Why is virtual staging especially important for former school conversion projects?

Former schools typically have layouts that are unfamiliar to residential buyers, including oversized rooms, long corridors, unconventional window patterns, and repurposed institutional spaces. Empty photos often make these features feel confusing or cold. Virtual staging helps prospects understand scale, circulation, furniture placement, and everyday livability while also preserving the visual importance of historic elements that support premium pricing.

Can virtual staging help market units before construction is fully complete?

Yes. In fact, it is particularly valuable during pre-leasing and pre-sales phases when buyers need to understand the finished vision before all spaces are physically ready. With accurate source photography, plans, finish schedules, and design direction, developers can create realistic staged images that communicate the intended residential experience while still using appropriate disclosures about what is complete versus representative.

How do we avoid making a historic school conversion look too generic in staged images?

The key is to stage around the building’s preserved character rather than covering it up with trend-driven décor. Use layouts, materials, and styling that highlight original windows, ceiling heights, millwork, masonry, flooring, chalkboards, or other retained features. The most effective staged images make those elements feel central to the lifestyle story so the property stands apart from standard apartment inventory.

Which spaces should developers prioritize for virtual staging first?

Start with the spaces that create the most buyer uncertainty or deliver the most marketing leverage. That usually includes model unit types with unusual footprints, large former classrooms converted into open-plan residences, key amenity areas such as libraries or gyms, and any common spaces where the shift from institutional to residential identity needs clarification. Prioritize images that answer the biggest sales questions, not just the most photogenic rooms.

How can developers measure whether virtual staging is actually improving results?

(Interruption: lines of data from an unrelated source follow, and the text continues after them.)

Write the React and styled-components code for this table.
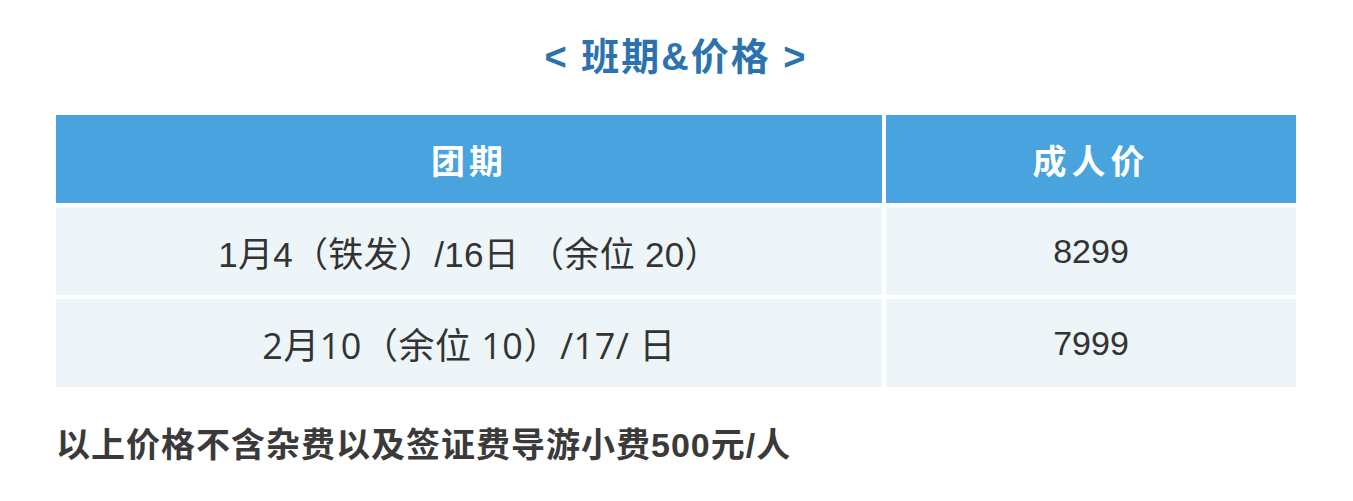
import { Fragment } from "react";
import styled, { createGlobalStyle } from "styled-components";

const GlobalStyle = createGlobalStyle`
  html, body {
    margin: 0;
    padding: 0;
    background: #ffffff;
  }
  body {
    font-family: "Liberation Sans", "Noto Sans CJK SC", sans-serif;
  }
`;

const Page = styled.div`
  width: 1240px;
  padding: 37px 0 0 56px;
`;

const Title = styled.h2`
  margin: 0 0 38px;
  font-size: 38px;
  line-height: 40px;
  font-weight: 700;
  color: #2b72af;
  text-align: center;
  letter-spacing: 2px;
`;

const Table = styled.div`
  display: grid;
  grid-template-columns: 826px 410px;
  grid-auto-rows: 88px;
  gap: 4px;
`;

const Cell = styled.div`
  display: flex;
  align-items: center;
  justify-content: center;
  background: #edf5f9;
  color: #333333;
  font-size: 34px;
`;

const HeadCell = styled(Cell)`
  background: #48a3de;
  color: #ffffff;
  font-weight: 700;
  letter-spacing: ${(p) => (p.$wide ? "5px" : "4px")};
`;

const DateCell = styled(Cell)`
  font-family: ${(p) =>
    p.$alt
      ? `"Open Sans", "Noto Sans CJK SC", sans-serif`
      : `"Liberation Sans", "Noto Sans CJK SC", sans-serif`};
  font-size: ${(p) => (p.$alt ? "36px" : "35px")};
  letter-spacing: ${(p) => (p.$alt ? "0.5px" : "0.3px")};
`;

const Note = styled.p`
  margin: 38px 0 0;
  font-size: 34px;
  line-height: 40px;
  font-weight: 700;
  color: #3a3a3a;
  letter-spacing: 1px;
`;

const rows = [
  { date: "1月4（铁发）/16日 （余位 20）", price: "8299" },
  { date: "2月10（余位 10）/17/ 日", price: "7999", alt: true },
];

export default function App() {
  return (
    <Page>
      <GlobalStyle />
      <Title>&lt; 班期&amp;价格 &gt;</Title>
      <Table>
        <HeadCell>团期</HeadCell>
        <HeadCell $wide>成人价</HeadCell>
        {rows.map((r) => (
          <Fragment key={r.price}>
            <DateCell $alt={r.alt}>{r.date}</DateCell>
            <Cell>{r.price}</Cell>
          </Fragment>
        ))}
      </Table>
      <Note>以上价格不含杂费以及签证费导游小费500元/人</Note>
    </Page>
  );
}
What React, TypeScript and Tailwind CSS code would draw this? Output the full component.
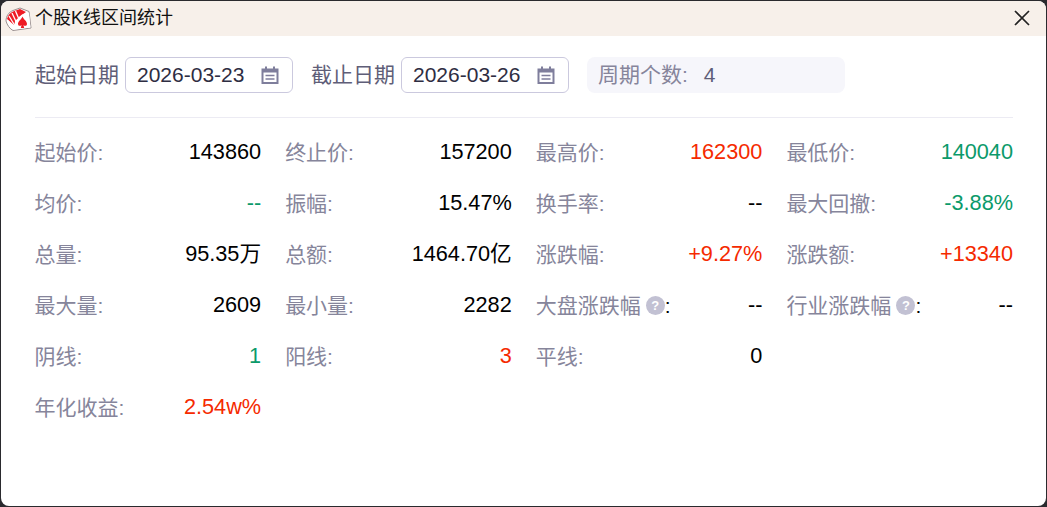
const CJK = '"Liberation Sans","Noto Sans CJK SC",sans-serif';

type Item = { label: string; value: string; color?: string; help?: boolean };

const RED = "text-[#f52a00]";
const GREEN = "text-[#0b9a6a]";

const items: (Item | null)[] = [
  { label: "起始价:", value: "143860" },
  { label: "终止价:", value: "157200" },
  { label: "最高价:", value: "162300", color: RED },
  { label: "最低价:", value: "140040", color: GREEN },
  { label: "均价:", value: "--", color: GREEN },
  { label: "振幅:", value: "15.47%" },
  { label: "换手率:", value: "--" },
  { label: "最大回撤:", value: "-3.88%", color: GREEN },
  { label: "总量:", value: "95.35万" },
  { label: "总额:", value: "1464.70亿" },
  { label: "涨跌幅:", value: "+9.27%", color: RED },
  { label: "涨跌额:", value: "+13340", color: RED },
  { label: "最大量:", value: "2609" },
  { label: "最小量:", value: "2282" },
  { label: "大盘涨跌幅", value: "--", help: true },
  { label: "行业涨跌幅", value: "--", help: true },
  { label: "阴线:", value: "1", color: GREEN },
  { label: "阳线:", value: "3", color: RED },
  { label: "平线:", value: "0" },
  null,
  { label: "年化收益:", value: "2.54w%", color: RED },
];

function Logo() {
  return (
    <svg width="28" height="26" viewBox="0 0 28 26" className="shrink-0">
      <path d="M2 15 C2 10 5 6 9 4.5 L16 2 L25 5.5 L27 22 L9 24.5 C6 23 3 19 2 15 Z" fill="#fff" stroke="#9a8f8f" strokeWidth="1" />
      <path d="M3 13 C4 9 6 7 9 5.5 L16 3 L22 6 L15 11 L10 19 Z" fill="#ee1c25" />
      <g fill="none" stroke="#fff" strokeWidth="1.3">
        <path d="M5 10 L10.5 19" />
        <path d="M8 7 L12 15.5" />
        <path d="M11.5 5 L14.5 12" />
        <path d="M3.5 14.5 L9.5 21" />
      </g>
      <path d="M11 15 L18 8.5 L25 7 L26.5 21.5 L10 23.5 Z" fill="#fff" />
      <path d="M18.5 10.5 C19.5 13.5 23 15 23 18 C23 20 20.5 20.5 19.4 19 L20.2 22 L16.8 22 L17.6 19 C16.5 20.5 14 20 14 18 C14 15 17.5 13.5 18.5 10.5 Z" fill="#ee1c25" />
    </svg>
  );
}

function CalendarIcon() {
  return (
    <svg width="18" height="18" viewBox="0 0 18 18" className="shrink-0">
      <path d="M1.5 3.5h15v13.5h-15z" fill="none" stroke="#7f7e9c" strokeWidth="2" />
      <path d="M1.5 3h15v3.5h-15z" fill="#7f7e9c" />
      <path d="M5 .5v3M13 .5v3" stroke="#7f7e9c" strokeWidth="2" />
      <path d="M4.5 9.5h9M4.5 13h9" stroke="#7f7e9c" strokeWidth="1.6" />
    </svg>
  );
}

function DateBox({ value }: { value: string }) {
  return (
    <div className="flex h-[36px] w-[168px] items-center justify-between rounded-[6px] border border-[#cbc9de] bg-white pl-[11px] pr-[13px] text-[21px] text-[#2e2d42]">
      <span>{value}</span>
      <CalendarIcon />
    </div>
  );
}

function Help() {
  return (
    <span className="ml-[5px] flex h-[19px] w-[19px] items-center justify-center rounded-full bg-[#c2c1d3] text-[13px] font-bold leading-none text-white">
      ?
    </span>
  );
}

export default function App() {
  return (
    <div className="h-[507px] w-[1047px] overflow-hidden bg-[#2a2a2e]" style={{ fontFamily: CJK }}>
      <div className="ml-px mt-px flex h-[505px] w-[1045px] flex-col overflow-hidden rounded-[8px] bg-white">
        <div className="flex h-[35px] shrink-0 items-center justify-between bg-[#f7f0ea] pl-[3px] pr-[15px]">
          <div className="flex items-center gap-[3px] text-[18px] text-[#111]">
            <Logo />
            <span>个股K线区间统计</span>
          </div>
          <svg width="18" height="18" viewBox="0 0 18 18" className="-mt-[2px]">
            <path d="M2 2l14 14M16 2L2 16" stroke="#222" strokeWidth="1.7" />
          </svg>
        </div>

        <div className="flex flex-col pl-[34px] pr-[33px] pt-[21px]">
          <div className="flex h-[36px] items-center text-[21px] text-[#5f5e78]">
            <span className="mr-[6px]">起始日期</span>
            <DateBox value="2026-03-23" />
            <span className="ml-[18px] mr-[6px]">截止日期</span>
            <DateBox value="2026-03-26" />
            <div className="ml-[18px] flex h-[36px] w-[258px] items-center rounded-[8px] bg-[#f6f6fb] pl-[11px] text-[#86859b]">
              <span>周期个数:</span>
              <span className="ml-[16px] text-[#5f5e78]">4</span>
            </div>
          </div>

          <div className="mt-[24px] h-px bg-[#ecebf3]" />

          <div className="-ml-[0.5px] mt-[9px] grid grid-cols-4 gap-x-[24px]">
            {items.map((it, i) =>
              it ? (
                <div key={i} className="flex h-[51px] items-center justify-between text-[21px]">
                  <span className="flex items-center text-[#86859b]">
                    {it.label}
                    {it.help && <Help />}
                    {it.help && <span className="text-black">:</span>}
                  </span>
                  <span className={`text-[21.7px] ${it.color ?? "text-black"}`}>{it.value}</span>
                </div>
              ) : (
                <div key={i} />
              ),
            )}
          </div>
        </div>
      </div>
    </div>
  );
}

Track both engagement and conversion metrics. Compare staged and unstaged image performance in listings and ad campaigns, monitor time on page and click-through behavior on galleries, review lead quality by unit type, and measure whether staged visuals reduce objections during tours. Most importantly, connect the imagery to business outcomes such as faster absorption, stronger inquiry-to-tour conversion, improved reservation rates, and better pricing confidence for harder-to-explain units.